Data excerpts ▸
━━━━━━━━━━━━━━━━

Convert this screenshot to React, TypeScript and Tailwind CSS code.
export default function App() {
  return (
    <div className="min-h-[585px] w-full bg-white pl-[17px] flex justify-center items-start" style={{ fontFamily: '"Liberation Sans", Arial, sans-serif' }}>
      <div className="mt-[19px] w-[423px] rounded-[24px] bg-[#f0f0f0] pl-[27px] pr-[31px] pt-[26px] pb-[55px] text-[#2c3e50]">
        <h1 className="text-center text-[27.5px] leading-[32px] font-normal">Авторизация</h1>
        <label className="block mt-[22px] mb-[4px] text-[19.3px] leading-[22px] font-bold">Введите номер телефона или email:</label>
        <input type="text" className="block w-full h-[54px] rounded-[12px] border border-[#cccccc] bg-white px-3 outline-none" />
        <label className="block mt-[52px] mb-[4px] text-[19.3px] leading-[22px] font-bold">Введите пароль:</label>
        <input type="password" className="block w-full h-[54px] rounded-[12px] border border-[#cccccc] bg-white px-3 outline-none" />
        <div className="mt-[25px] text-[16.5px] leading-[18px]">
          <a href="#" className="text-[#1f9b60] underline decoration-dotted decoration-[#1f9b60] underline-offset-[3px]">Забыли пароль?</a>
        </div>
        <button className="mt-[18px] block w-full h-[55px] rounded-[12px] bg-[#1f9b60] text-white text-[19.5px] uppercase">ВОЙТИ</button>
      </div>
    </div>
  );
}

━━━━━━━━━━━━━━━━

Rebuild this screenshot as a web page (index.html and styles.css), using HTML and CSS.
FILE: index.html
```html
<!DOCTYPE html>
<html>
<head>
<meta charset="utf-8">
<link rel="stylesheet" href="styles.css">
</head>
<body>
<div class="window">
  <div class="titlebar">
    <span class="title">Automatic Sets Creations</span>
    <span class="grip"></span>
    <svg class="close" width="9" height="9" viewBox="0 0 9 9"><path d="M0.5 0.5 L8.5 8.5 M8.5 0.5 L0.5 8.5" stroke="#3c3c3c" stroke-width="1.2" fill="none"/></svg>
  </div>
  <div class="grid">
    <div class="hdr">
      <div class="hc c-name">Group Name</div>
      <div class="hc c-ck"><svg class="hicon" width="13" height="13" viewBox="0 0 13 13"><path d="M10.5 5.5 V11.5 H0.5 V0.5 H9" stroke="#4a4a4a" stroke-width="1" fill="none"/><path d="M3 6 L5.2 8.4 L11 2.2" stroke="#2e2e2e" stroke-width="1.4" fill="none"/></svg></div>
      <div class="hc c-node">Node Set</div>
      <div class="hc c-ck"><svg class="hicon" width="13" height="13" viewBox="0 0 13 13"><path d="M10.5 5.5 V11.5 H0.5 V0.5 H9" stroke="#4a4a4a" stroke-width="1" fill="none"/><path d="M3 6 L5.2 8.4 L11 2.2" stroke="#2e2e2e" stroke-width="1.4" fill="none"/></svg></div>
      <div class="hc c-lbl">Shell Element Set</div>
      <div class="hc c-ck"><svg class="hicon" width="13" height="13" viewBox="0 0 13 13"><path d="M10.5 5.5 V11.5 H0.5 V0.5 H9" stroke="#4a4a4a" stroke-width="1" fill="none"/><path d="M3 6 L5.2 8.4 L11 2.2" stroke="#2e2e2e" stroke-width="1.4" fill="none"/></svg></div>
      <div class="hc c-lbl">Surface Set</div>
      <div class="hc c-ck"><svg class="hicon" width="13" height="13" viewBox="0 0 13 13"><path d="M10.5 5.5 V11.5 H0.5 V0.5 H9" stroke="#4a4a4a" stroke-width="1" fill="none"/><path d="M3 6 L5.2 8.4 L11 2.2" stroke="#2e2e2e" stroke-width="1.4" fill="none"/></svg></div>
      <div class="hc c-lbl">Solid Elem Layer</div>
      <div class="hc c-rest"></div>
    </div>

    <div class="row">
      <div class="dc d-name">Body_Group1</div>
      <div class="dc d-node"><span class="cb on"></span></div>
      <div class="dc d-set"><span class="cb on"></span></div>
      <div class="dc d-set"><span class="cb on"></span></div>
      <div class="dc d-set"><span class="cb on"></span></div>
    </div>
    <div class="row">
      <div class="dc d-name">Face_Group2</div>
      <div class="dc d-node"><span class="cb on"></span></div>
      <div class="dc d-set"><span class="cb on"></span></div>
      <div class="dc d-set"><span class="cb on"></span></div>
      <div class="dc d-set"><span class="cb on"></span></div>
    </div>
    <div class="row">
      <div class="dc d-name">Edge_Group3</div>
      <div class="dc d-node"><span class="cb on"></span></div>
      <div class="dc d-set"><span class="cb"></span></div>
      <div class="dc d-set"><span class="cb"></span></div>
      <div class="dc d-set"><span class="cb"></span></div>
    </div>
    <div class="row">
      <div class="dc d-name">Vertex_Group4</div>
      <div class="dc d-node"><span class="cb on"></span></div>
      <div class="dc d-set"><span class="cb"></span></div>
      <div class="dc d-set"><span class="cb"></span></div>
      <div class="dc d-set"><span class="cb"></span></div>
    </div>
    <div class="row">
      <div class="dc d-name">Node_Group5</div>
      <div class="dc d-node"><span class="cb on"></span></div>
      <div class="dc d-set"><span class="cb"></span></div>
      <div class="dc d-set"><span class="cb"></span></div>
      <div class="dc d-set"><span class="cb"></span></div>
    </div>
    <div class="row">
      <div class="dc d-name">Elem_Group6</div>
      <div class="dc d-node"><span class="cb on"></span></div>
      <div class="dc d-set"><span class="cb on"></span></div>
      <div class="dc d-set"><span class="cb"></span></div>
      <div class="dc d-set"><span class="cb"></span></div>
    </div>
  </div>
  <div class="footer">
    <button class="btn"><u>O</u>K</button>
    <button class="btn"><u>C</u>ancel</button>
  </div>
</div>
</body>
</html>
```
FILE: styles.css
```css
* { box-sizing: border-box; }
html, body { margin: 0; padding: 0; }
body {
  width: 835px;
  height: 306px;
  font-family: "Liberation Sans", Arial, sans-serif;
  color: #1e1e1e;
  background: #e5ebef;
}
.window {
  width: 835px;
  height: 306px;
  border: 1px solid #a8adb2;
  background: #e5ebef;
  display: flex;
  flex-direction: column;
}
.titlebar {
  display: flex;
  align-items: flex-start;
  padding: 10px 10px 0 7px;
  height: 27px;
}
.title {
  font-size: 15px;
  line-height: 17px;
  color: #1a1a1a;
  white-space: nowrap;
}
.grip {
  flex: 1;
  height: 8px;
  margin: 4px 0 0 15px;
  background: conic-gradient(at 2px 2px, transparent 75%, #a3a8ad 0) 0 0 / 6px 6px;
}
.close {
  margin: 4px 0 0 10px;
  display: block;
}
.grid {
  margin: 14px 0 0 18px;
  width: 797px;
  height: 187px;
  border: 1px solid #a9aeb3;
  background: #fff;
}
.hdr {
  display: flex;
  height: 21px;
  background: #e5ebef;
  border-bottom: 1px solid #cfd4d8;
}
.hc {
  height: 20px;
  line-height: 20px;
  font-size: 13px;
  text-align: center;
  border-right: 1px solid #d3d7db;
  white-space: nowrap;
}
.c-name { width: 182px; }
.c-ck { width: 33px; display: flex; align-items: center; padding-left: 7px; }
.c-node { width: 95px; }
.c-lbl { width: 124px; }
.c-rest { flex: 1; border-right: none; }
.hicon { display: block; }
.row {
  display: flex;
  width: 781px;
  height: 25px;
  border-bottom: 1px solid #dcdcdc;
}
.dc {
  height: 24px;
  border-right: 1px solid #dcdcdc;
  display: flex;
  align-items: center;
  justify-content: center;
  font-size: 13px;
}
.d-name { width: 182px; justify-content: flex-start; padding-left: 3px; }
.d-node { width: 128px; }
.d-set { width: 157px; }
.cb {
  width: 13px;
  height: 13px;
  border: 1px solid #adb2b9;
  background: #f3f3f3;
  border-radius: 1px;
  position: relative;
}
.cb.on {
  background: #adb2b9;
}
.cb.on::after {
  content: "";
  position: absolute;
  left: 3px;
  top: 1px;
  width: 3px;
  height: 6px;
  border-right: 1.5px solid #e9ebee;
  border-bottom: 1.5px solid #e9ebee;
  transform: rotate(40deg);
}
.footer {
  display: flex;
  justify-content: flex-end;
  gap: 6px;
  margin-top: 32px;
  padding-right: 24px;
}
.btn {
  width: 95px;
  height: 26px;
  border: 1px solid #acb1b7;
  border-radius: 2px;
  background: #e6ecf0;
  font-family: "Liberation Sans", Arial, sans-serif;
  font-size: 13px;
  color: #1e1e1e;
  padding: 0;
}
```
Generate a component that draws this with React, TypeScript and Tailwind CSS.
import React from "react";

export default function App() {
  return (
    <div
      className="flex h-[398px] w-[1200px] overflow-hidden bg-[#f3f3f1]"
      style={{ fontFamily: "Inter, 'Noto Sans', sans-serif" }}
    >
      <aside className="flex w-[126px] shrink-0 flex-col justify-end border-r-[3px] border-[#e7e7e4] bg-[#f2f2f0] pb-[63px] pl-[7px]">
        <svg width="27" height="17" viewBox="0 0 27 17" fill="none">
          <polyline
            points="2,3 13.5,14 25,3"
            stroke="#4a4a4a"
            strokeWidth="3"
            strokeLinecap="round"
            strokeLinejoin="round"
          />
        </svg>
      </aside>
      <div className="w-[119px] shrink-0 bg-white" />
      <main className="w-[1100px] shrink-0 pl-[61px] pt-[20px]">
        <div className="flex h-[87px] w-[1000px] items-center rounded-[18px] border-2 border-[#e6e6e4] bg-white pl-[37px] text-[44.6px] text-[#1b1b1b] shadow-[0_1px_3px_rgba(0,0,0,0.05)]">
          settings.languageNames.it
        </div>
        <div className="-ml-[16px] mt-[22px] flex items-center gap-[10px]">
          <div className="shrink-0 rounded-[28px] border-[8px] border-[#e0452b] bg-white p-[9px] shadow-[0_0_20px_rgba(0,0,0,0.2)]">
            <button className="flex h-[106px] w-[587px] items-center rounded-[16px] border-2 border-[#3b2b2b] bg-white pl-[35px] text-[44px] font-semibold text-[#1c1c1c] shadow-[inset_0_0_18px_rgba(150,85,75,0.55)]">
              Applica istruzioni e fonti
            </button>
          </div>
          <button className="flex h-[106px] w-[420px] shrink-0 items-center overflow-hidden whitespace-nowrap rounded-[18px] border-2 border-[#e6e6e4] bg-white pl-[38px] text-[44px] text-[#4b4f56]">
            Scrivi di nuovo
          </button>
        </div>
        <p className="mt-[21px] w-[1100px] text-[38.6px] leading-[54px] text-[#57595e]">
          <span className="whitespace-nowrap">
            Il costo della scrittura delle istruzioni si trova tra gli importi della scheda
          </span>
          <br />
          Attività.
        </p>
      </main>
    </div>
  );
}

━━━━━━━━━━━━━━━━

Work required ▸
Retype exactly what runs from the line containing "Generate a component" through the line containing "import React from", both lines included, and stop there.

Reply ▸
Generate a component that draws this with React, TypeScript and Tailwind CSS.
import React from "react";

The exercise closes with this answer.